╔══

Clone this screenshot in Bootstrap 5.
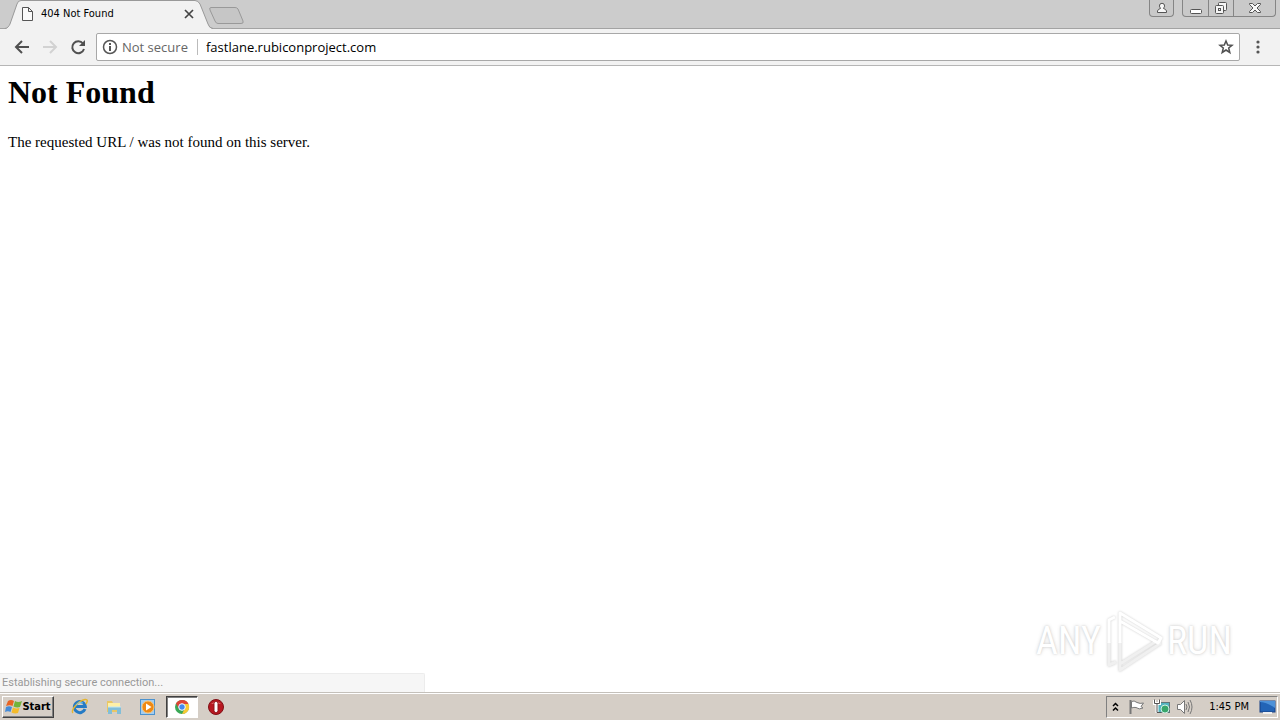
<!DOCTYPE html>
<html lang="en">
<head>
<meta charset="utf-8">
<meta name="viewport" content="width=device-width, initial-scale=1">
<title>404 Not Found</title>
<link rel="stylesheet" href="https://cdn.jsdelivr.net/npm/bootstrap@5.3.0/dist/css/bootstrap.min.css">
<style>
  body { font-family: "DejaVu Sans Condensed", "DejaVu Sans", sans-serif; font-size: 11px; line-height: 14px; color: #000; background: #fff; }
  button { border: 0; padding: 0; background: none; color: inherit; display: flex; align-items: center; justify-content: center; }
  svg { display: block; flex: none; overflow: visible; }
  .strip { height: 29px; background: #ccc; border-bottom: 1px solid #a3a3a3; }
  .tab-shape { width: 208px; height: 29px; margin-left: 5px; }
  .tab-shape > svg { position: absolute; left: 0; top: 0; }
  .tab-body { position: relative; height: 28px; padding: 0 19px 0 16px; }
  .win-group { height: 17px; border: 1px solid #858585; border-top: 0; border-radius: 0 0 4px 4px; background: #c9c9c9; }
  .win-group button { height: 16px; width: 25px; }
  .win-group .win-profile { width: 23px; }
  .win-group .win-close { width: 42px; }
  .win-group button + button { border-left: 1px solid #858585; }
  .toolbar { height: 37px; background: #f2f2f2; border-bottom: 1px solid #b6b6b6; padding: 0 8px; }
  .tool-btn { width: 28px; height: 28px; }
  .omni { height: 28px; background: #fff; border: 1px solid #a8a8a8; border-radius: 2px; padding: 0 5px; font-family: "Open Sans", sans-serif; font-size: 13px; line-height: 20px; }
  .omni .secure { color: #666; width: 67px; white-space: nowrap; }
  .omni .rule { width: 1px; height: 16px; background: #bbb; margin: 0 8px; }
  .omni input { border: 0; padding: 0; outline: 0; min-width: 0; color: #000; }
  .page { font-family: "Liberation Serif", serif; font-size: 15px; line-height: 18px; padding: 8px; }
  .page h1 { font-size: 32px; line-height: 37px; font-weight: 700; margin: 0 0 22px; }
  .status { position: absolute; left: 0; bottom: 0; width: 33.2%; height: 19px; background: #f6f6f6; border: 1px solid #ececec; border-width: 1px 1px 0 0; border-top-right-radius: 2px; color: #999; padding: 2px; font-family: Roboto, sans-serif; }
  .stamp { position: absolute; right: 48px; bottom: 18px; font-family: "Roboto Condensed", "Liberation Sans", sans-serif; font-size: 38px; line-height: 44px; color: #fff; text-shadow: 0 0 2px #ccc, 0 0 4px #ddd; }
  .stamp svg { filter: drop-shadow(0 0 1px #ccc); }
  .taskbar { height: 28px; background: #d5cec6; border-top: 1px solid #c4c0ba; box-shadow: inset 0 1px #fff; padding: 1px 2px 0; }
  .raised { height: 22px; width: 52px; border: 1px solid; border-color: #fff #404040 #404040 #fff; box-shadow: inset -1px -1px #808080; font-weight: 700; font-size: 11px; margin-right: 10px; }
  .launch { width: 32px; height: 22px; margin-right: 2px; }
  .pressed { background: #fff; border: 1px solid; border-color: #404040 #fff #fff #404040; box-shadow: inset 1px 1px #808080; }
  .tray { height: 22px; border: 1px solid; border-color: #808080 #fff #fff #808080; padding: 0 2px 0 5px; }
  .tray time { margin: 0 10px 0 14px; }
</style>
</head>
<body>
<div class="d-flex flex-column vh-100 overflow-hidden">
  <header>
    <div class="strip d-flex align-items-start">
      <div class="tab-shape position-relative">
        <svg width="208" height="29"><path d="M0 28.5C3 28 4 26 5 24L12 4Q13 .5 16 .5H190Q193 .5 195 4L203 24Q204 28 208 28.5" fill="#f2f2f2" stroke="#999"/><path d="M2 28.5H206" stroke="#f2f2f2"/></svg>
        <div class="tab-body d-flex align-items-center">
          <svg width="12" height="14" fill="none" stroke="#555"><path d="M1.500.5H7.500L11.500 4.500V13.500H1.500ZM7.500.5V4.500H11.500" fill="#fafafa"/></svg>
          <span class="ms-2 flex-grow-1">404 Not Found</span>
          <button type="button" aria-label="Close tab"><svg width="10" height="10" stroke="#444" stroke-width="1.700"><path d="M1 1L9 9M9 1L1 9"/></svg></button>
        </div>
      </div>
      <button type="button" aria-label="New tab" class="mt-1"><svg width="30" height="22"><path d="M-2 3.500H22Q24 3.500 25 5L30 17Q31 19.500 28 19.500H5Q3 19.500 2 17L-3 6Q-4 3.500 -2 3.500Z" fill="#c6c6c6" stroke="#999"/></svg></button>
      <div class="ms-auto d-flex pe-1">
        <div class="win-group me-1 d-flex"><button type="button" class="win-profile" aria-label="Profile"><svg width="12" height="12" fill="#f8f8f8" stroke="#555"><path d="M1.500 10.500V9Q2 7 4.500 6.500Q2.500 4 4 2Q6 .5 8 2Q9.500 4 7.500 6.500Q10 7 10.500 9V10.500Z"/></svg></button></div>
        <div class="win-group ms-1 d-flex">
          <button type="button" aria-label="Minimize"><svg width="14" height="14"><rect x="1.500" y="8.500" width="11" height="4" rx="1" fill="#fff" stroke="#555"/></svg></button>
          <button type="button" aria-label="Restore"><svg width="14" height="14" fill="#f5f5f5" stroke="#555"><rect x="4.500" y="1.500" width="8" height="8" rx="1"/><rect x="1.500" y="4.500" width="8" height="8" rx="1"/><rect x="4.500" y="7.500" width="2" height="2"/></svg></button>
          <button type="button" class="win-close" aria-label="Close"><svg width="14" height="12"><path d="M1.500 1.500H4.500L7 4L9.500 1.500H12.500V2.500L9 6L12.500 9.500V10.500H9.500L7 8L4.500 10.500H1.500V9.500L5 6L1.500 2.500Z" fill="#f8f8f8" stroke="#555"/></svg></button>
        </div>
      </div>
    </div>
    <nav class="toolbar d-flex align-items-center">
      <button type="button" class="tool-btn" aria-label="Back"><svg width="16" height="16" fill="none" stroke="#505050" stroke-width="2"><path d="M15 8H2M8 2L2 8L8 14"/></svg></button>
      <button type="button" class="tool-btn" aria-label="Forward"><svg width="16" height="16" fill="none" stroke="#d2d2d2" stroke-width="2"><path d="M1 8H14M8 2L14 8L8 14"/></svg></button>
      <button type="button" class="tool-btn" aria-label="Reload"><svg width="16" height="16" fill="none" stroke="#505050" stroke-width="2"><path d="M13 4.500A6 6 0 1 0 14 10"/><path d="M15 1V7H9Z" fill="#505050" stroke="none"/></svg></button>
      <div class="omni d-flex align-items-center flex-grow-1 ms-1">
        <svg width="16" height="16" fill="none" stroke="#555"><circle cx="8" cy="8" r="6.500" stroke-width="1.500"/><path d="M8 7V12M8 4V6" stroke-width="2"/></svg>
        <label class="secure ms-1" for="url">Not secure</label><span class="rule"></span>
        <input id="url" class="flex-grow-1" type="text" value="fastlane.rubiconproject.com">
        <button type="button" aria-label="Bookmark"><svg width="16" height="16" fill="none" stroke="#505050" stroke-width="1.500"><path d="M8 2L9.700 6L14 6.300L10.700 9L11.800 13.500L8 11L4.200 13.500L5.300 9L2 6.300L6.300 6Z"/></svg></button>
      </div>
      <button type="button" class="tool-btn ms-1" aria-label="Menu"><svg width="16" height="16" fill="#555"><circle cx="8" cy="3" r="1.600"/><circle cx="8" cy="8" r="1.600"/><circle cx="8" cy="13" r="1.600"/></svg></button>
    </nav>
  </header>

  <main class="position-relative flex-grow-1">
    <div class="page">
      <h1>Not Found</h1>
      <p class="mb-0">The requested URL / was not found on this server.</p>
    </div>
    <div class="status">Establishing secure connection...</div>
    <div class="stamp d-flex align-items-center gap-1">
      <span>ANY</span>
      <svg width="58" height="66" fill="none" stroke-linejoin="round" stroke-width="3">
        <path d="M56 35L15 62V34M15 56L50 34H56M4 34V57L11 54" stroke="#f0f0f0"/>
        <path d="M15 35V5L56 30L53 35L15 13M4 35V12L10 9" stroke="#fff"/>
      </svg>
      <span>RUN</span>
    </div>
  </main>

  <footer class="taskbar d-flex align-items-center">
    <button type="button" class="raised"><svg width="17" height="16"><path d="M3 2Q6 0 9 2L7.500 7Q5 5.500 1 7Z" fill="#e86424"/><path d="M10 2Q13 4 17 2L15 8Q12 9 8.500 7.500Z" fill="#72b33b"/><path d="M1 8Q4 6.500 7 8L5.500 13Q3 11.500 0 13Z" fill="#448bd8"/><path d="M8 8.500Q11 10 14.500 9L13 14Q10 15 6.500 13.500Z" fill="#f4bb2b"/></svg>Start</button>
    <button type="button" class="launch" aria-label="Internet Explorer"><svg width="18" height="18" fill="none"><path d="M14 11A5.500 5.500 0 1 1 14.300 8.500H5" stroke="#257bc5" stroke-width="3"/><path d="M2 15C-1 13 7 3 14 1.500Q18 1 15 6" stroke="#e5b52e" stroke-width="1.500"/><path d="M5 7Q8 3 12 5" stroke="#79c9ef"/></svg></button>
    <button type="button" class="launch" aria-label="Explorer"><svg width="18" height="18"><path d="M2 3H7L8 5H15V14H2Z" fill="#e9c765"/><path d="M3 5H15V9H3Z" fill="#fff0a6"/><path d="M3 9H16V16H12V12H7V16H3Z" fill="#82bed8"/><path d="M3 9H16" stroke="#c4e8f3"/></svg></button>
    <button type="button" class="launch" aria-label="Media Player"><svg width="18" height="18"><rect x="1.500" y="1.500" width="14" height="15" fill="#a4cdf0" stroke="#4b92ce"/><circle cx="9" cy="9" r="6" fill="#ee8915" stroke="#ffc36b"/><path d="M7 5.500L12.500 9L7 12.500Z" fill="#fff"/></svg></button>
    <button type="button" class="launch pressed" aria-label="Chrome"><svg width="16" height="16"><circle cx="8" cy="8" r="7" fill="#39a856"/><path d="M2 4.500A7 7 0 0 1 14.500 5H8L5 10Z" fill="#df4437"/><path d="M14.500 5A7 7 0 0 1 8 15L11 9V5Z" fill="#f8c934"/><circle cx="8" cy="8" r="3.300" fill="#4389ef" stroke="#fff"/></svg></button>
    <button type="button" class="launch" aria-label="Opera"><svg width="18" height="18"><circle cx="9" cy="9" r="7.500" fill="#b81720" stroke="#801015"/><path d="M4 6Q9 1 14 6" fill="#db6667"/><rect x="7" y="3.500" width="4" height="11" rx="1.800" fill="#fff" stroke="#8f151a"/></svg></button>
    <div class="tray d-flex align-items-center ms-auto">
      <button type="button" aria-label="Show hidden icons"><svg width="7" height="10" fill="none" stroke="#000" stroke-width="1.500"><path d="M1 4L3.500 1.500L6 4M1 8.500L3.500 6L6 8.500"/></svg></button>
      <svg class="ms-2" width="18" height="18"><path d="M3.500 2V16" stroke="#777" stroke-width="2"/><path d="M4.500 3.500Q7 2 10 4.500Q13 6 16.500 5L14 8.500L16 10Q12 12 9 9.500Q7 9 4.500 10Z" fill="#fff" stroke="#777"/></svg>
      <svg class="ms-2" width="18" height="18"><rect x="4.500" y="4.500" width="12" height="10" fill="#52b4bf" stroke="#607579"/><circle cx="12" cy="11" r="4" fill="#38a66b" stroke="#d2eee5"/><path d="M1.500 2V5.500H6.500V2M4 5V15" stroke="#fff" stroke-width="3" fill="none"/><path d="M1.500 1.500V5.500H6.500V1.500M4 5V14.500H8" stroke="#555" fill="none"/></svg>
      <svg class="ms-1" width="20" height="18" fill="none" stroke="#777"><path d="M2.500 6.500H5.500L9.500 2.500V15.500L5.500 11.500H2.500Z" fill="#fff"/><path d="M11 6Q13 9 11 12M13 4Q16 9 13 14M15 2Q19 9 15 16"/></svg>
      <time>1:45 PM</time>
      <button type="button" aria-label="Show desktop"><svg width="16" height="16"><rect x="1" y="2" width="15" height="11" fill="#2364b6" stroke="#173f83"/><path d="M1 3Q7 3 16 9V2H1Z" fill="#4d91d8"/><path d="M4 14H13" stroke="#eee" stroke-width="2"/></svg></button>
    </div>
  </footer>
</div>
<script src="https://cdn.jsdelivr.net/npm/bootstrap@5.3.0/dist/js/bootstrap.bundle.min.js"></script>
</body>
</html>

╚══

SHORT PROBLEM:
Find every line containing the word "this", then give the total and nothing more.

TASK OUTPUT:
2